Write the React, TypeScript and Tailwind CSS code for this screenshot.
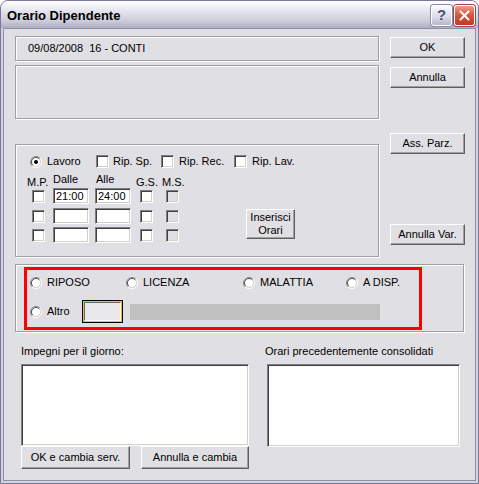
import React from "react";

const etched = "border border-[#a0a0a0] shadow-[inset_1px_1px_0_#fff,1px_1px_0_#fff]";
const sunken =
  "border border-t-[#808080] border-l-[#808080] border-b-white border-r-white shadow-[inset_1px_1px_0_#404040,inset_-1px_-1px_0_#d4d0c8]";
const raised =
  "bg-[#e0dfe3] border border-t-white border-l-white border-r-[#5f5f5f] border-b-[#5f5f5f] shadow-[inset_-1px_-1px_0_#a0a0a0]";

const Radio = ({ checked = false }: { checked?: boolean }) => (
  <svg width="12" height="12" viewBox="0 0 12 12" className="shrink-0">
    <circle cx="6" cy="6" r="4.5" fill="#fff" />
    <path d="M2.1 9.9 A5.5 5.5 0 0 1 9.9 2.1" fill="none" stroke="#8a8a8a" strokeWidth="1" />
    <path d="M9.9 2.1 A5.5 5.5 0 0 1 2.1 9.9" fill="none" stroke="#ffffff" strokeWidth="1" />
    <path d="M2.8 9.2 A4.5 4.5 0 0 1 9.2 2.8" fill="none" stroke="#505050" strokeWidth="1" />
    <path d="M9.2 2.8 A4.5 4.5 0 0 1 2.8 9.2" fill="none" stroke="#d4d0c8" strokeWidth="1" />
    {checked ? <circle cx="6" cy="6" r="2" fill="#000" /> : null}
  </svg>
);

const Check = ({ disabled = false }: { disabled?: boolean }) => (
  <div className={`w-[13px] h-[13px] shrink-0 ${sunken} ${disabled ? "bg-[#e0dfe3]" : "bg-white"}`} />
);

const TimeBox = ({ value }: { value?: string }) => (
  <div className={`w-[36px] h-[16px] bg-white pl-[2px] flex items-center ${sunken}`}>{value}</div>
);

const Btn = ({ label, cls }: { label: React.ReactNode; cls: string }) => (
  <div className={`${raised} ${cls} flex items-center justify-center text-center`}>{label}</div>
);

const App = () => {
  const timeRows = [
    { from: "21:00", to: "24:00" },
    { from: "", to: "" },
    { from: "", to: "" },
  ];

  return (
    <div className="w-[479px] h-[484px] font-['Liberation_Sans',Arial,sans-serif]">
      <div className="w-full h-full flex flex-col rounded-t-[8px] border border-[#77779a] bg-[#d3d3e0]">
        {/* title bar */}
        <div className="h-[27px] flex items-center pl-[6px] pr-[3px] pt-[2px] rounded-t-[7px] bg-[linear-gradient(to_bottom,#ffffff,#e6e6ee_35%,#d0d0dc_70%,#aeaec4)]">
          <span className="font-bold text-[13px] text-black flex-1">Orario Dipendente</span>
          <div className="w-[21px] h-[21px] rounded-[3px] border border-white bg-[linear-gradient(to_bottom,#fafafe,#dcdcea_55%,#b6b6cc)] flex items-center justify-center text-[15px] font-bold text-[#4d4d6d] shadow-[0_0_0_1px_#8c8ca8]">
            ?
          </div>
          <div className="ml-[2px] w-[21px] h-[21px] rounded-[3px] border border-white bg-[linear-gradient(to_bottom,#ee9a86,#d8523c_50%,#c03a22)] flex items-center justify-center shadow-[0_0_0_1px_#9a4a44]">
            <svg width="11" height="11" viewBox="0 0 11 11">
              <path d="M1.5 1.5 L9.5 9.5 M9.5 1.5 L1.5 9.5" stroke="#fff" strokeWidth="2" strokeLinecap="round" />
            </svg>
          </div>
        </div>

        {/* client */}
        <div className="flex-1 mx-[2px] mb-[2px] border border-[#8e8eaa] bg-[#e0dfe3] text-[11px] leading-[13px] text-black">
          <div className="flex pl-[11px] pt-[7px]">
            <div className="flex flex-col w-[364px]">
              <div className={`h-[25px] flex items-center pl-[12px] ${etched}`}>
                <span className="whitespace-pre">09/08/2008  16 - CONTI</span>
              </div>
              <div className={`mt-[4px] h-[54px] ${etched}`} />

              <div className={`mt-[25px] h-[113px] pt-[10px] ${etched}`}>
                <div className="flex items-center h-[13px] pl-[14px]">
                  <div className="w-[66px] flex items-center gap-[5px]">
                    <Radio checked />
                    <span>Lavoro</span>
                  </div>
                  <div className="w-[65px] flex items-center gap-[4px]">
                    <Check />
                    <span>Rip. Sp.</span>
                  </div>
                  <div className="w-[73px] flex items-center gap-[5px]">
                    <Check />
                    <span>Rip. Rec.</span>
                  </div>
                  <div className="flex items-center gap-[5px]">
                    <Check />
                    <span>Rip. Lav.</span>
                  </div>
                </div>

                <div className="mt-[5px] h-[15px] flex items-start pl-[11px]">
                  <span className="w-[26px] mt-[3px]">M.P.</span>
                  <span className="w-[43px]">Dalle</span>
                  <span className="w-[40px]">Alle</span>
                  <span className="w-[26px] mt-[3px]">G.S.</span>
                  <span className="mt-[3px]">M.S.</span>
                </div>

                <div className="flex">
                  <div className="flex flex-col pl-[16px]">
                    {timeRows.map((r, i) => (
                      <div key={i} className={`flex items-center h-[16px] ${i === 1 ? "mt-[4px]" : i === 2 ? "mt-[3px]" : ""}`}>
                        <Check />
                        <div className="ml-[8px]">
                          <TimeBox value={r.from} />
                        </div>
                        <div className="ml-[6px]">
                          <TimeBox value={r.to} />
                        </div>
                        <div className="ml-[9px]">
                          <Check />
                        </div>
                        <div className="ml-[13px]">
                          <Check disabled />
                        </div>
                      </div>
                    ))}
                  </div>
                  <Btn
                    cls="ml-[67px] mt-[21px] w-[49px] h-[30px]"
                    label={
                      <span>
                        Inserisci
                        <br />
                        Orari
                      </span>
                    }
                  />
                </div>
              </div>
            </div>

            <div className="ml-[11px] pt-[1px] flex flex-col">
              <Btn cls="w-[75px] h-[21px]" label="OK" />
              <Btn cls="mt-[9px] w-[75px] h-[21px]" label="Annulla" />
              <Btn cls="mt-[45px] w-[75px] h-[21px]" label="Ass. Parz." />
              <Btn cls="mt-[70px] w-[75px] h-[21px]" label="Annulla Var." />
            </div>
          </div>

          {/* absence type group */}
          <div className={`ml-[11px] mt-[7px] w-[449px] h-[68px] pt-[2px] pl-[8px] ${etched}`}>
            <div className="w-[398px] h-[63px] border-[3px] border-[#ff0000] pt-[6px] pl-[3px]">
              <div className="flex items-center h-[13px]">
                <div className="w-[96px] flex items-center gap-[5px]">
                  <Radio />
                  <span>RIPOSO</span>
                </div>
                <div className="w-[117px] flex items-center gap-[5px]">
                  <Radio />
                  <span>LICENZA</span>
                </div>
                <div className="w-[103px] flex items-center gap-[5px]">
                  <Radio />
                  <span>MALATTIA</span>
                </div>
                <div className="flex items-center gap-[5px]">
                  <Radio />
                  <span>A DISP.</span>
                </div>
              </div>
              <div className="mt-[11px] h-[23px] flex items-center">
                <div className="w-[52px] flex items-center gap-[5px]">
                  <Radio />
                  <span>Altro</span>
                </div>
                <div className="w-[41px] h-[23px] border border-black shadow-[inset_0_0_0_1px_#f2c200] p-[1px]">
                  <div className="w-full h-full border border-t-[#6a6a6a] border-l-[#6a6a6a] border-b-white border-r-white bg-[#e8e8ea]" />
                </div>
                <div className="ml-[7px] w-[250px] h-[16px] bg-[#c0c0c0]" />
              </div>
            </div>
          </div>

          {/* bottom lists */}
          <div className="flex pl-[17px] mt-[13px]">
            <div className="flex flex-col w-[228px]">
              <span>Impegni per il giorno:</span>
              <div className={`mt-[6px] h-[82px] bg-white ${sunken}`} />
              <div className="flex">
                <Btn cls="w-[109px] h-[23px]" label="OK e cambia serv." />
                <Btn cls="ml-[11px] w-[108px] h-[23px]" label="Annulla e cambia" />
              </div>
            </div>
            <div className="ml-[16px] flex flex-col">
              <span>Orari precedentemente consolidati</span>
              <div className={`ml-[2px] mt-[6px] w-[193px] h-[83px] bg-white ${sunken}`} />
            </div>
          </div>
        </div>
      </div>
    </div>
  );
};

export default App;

• GOAL OF THE EXERCISE
With all pictures left out, please transcribe exactly the lines from the start of the material through the line with "border border-t-white border-l-white".

• OUTPUT BELOW
Write the React, TypeScript and Tailwind CSS code for this screenshot.
import React from "react";

const etched = "border border-[#a0a0a0] shadow-[inset_1px_1px_0_#fff,1px_1px_0_#fff]";
const sunken =
  "border border-t-[#808080] border-l-[#808080] border-b-white border-r-white shadow-[inset_1px_1px_0_#404040,inset_-1px_-1px_0_#d4d0c8]";
const raised =
  "bg-[#e0dfe3] border border-t-white border-l-white border-r-[#5f5f5f] border-b-[#5f5f5f] shadow-[inset_-1px_-1px_0_#a0a0a0]";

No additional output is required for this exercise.